Ukraine’s excuse that it must first defend its territory from Russia’s aggression has worn thin with allies in the United States and Europe who want to see more progress on reform.
Russian President Vladimir Putin has lain low in recent weeks, saying little about the Ukrainian unrest he is widely blamed for inciting other than to point the finger at Washington for the deadly chaos. On Friday, Putin lashed out at U.S. foreign policy, accusing Washington of trying to dislodge Russia from its historical sphere of influence in the former Soviet region.

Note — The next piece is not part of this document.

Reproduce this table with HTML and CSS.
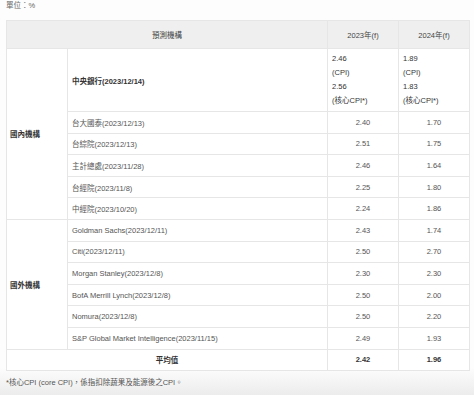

Putin cast his seizure of Ukraine’s Crimea peninsula after the ouster of pro-Russia President Viktor Yanukovich in February as necessary to protect Russians from orchestrated repression by Kiev, the Ukrainian capital. Russia’s state-controlled media presented the overthrow as the work of neo-fascists now turning their menace on Ukraine’s Russian minority.
Ukraine’s Radical Party entered Sunday’s voting in the second-strongest position after Poroshenko’s bloc. That sets up a likely scenario in which the president’s political faction will be forced to include the right-wing party in a governing coalition.
A survey by the Democratic Initiatives Foundation and the Kiev International Institute of Sociology forecast a 30% share of the vote for Poroshenko’s bloc and 13% for the Radicals led by Oleh Lyashko, a former journalist who has done prison time for embezzlement and drawn condemnation from human rights groups as an anti-Russia vigilante.
The election is also complicated by the separatists’ rejection of an offer of more autonomy for the Russia-leaning eastern regions. The self-proclaimed leaders of the breakaway People’s Republics of Donetsk and Luhansk have refused to allow parliamentary voting in the territory they control, claiming they are no longer part of Ukraine.
Mykhaylo Okhendovsky, head of Ukraine’s Central Election Commission, estimated that about 20% of Ukraine’s 46 million people live in Crimea and the disputed eastern regions.
Not all areas of Donetsk and Luhansk will be cut off from voting. The commission estimates that polling places can safely open in about one-third of the voting districts. But voter apathy fueled by the protracted unrest that has gripped Ukraine since November is especially strong in the east.
“I could vote if I wanted to, but why?” asked Oksana Balandina, a masseuse from Luhansk who fled in July after her apartment was damaged by shelling. “The election is not going to change the situation. I wouldn’t even know who to vote for; no one I know is running.”
The displaced, who number close to 1 million, will be allowed to vote anywhere in the proportional half of the election, in which 225 of the 450 Supreme Council seats will be distributed according to the share of the vote garnered by each party.
The other 225 seats are decided by single-mandate elections in which voters choose an individual candidate. But with the loss of Crimea’s 12 direct-voted seats and about 15 in the separatist-held regions, the election will do little to give residents of those areas a voice in national politics.
Nevertheless, the Ukrainian government and its Western allies say the vote can give impetus to reform.
“We’ve been very pleased to see a lot of new entrants into politics, particularly from the Maidan movement,” said Laura Jewett, the Washington-based National Democratic Institute’s Eurasia programs director. “It seems to be a very healthy sign of democracy that they are transitioning from the politics of protest to the politics of government.”
 It was in Kiev’s Maidan, also known as Independence Square, that Ukrainians rose up against Yanukovich after he capitulated to Putin’s pressure to scuttle a trade agreement with the European Union. Three months of protests reached a violent crescendo in February that left at least 100 dead before Yanukovich fled to Russia. Putin calls the ouster of his ally a coup d’etat by right-wing nationalists.
Michael Druckman, Ukraine director for the Washington-based International Republican Institute, points to the increase in the number of female and young candidates in the election, holding forth promise of a rejuvenation of the power corridors long dominated by figures associated with corruption.
Others urge patience with a leadership beset with existential threats.
U.S. billionaire George Soros, in an article to be published in next month’s New York Review of Books, pleads for European leaders to cease demanding the impossible of embattled Kiev and provide Ukraine with an immediate $20-billion lifeline.
“It is high time for the members of the European Union to wake up and behave as countries indirectly at war,” Soros writes, warning of a threat of Russian imperialism spreading to EU member states. The Europeans, he said, “are better off helping Ukraine to defend itself than having to fight for themselves.”